Widespread uptake by consumers will depend on a range of factors. While a lower price point is appealing, early mass-market homes are not orders of magnitude less expensive. As of March, homes for sale in Lennar’s Wolf Ranch development outside Austin were selling for $278-298 per ft2, compared to the Austin market’s median price per square foot of $312. With its new technology unveiled in March, ICON is offering new builds at $25 per ft2 for wall systems or $80 per ft2 including foundation and roof.

Some critics point out that land acquisition, servicing sites with utilities and artificial scarcity from zoning restrictions are the primary factors in the high cost of housing rather than labour and construction costs. Finally, concrete homes cannot be renovated as easily as wood frame houses. The expression “down to the studs” does not apply when there are no studs.

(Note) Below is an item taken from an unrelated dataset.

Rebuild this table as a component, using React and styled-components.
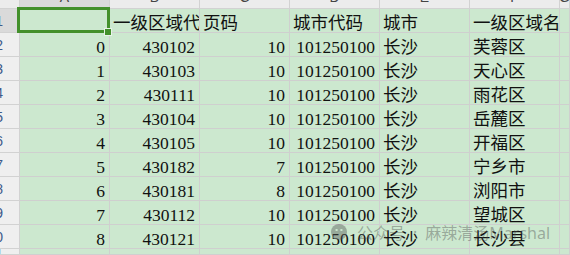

“Property owners are going to ask surveyors about 3D printing as it becomes more prevalent” KP Reddy, investor

Any prospective homebuyer, meanwhile, still needs financing. If 3D printing takes off in the UK, it does hold some promise vis-à-vis other non-traditional methods. “Modular and composite construction have not been approved in terms of getting a mortgage,” says Muneer. “Because of the strong performance rating, this type of construction has a stronger chance of mortgage approval.”

Reddy, the venture capitalist, made an early stage bet that ICON could be the construction tech sector’s next unicorn. 3D printing may become the future of construction, or it may flop. But the potential is sufficient, he argues, for surveyors to get up to speed.

“Property owners are going to ask surveyors about 3D printing as it becomes more prevalent,” he says. “The right answer to an owner is not going to be ‘we don’t believe in this.’ Now is the time and opportunity for surveyors to get educated and informed.”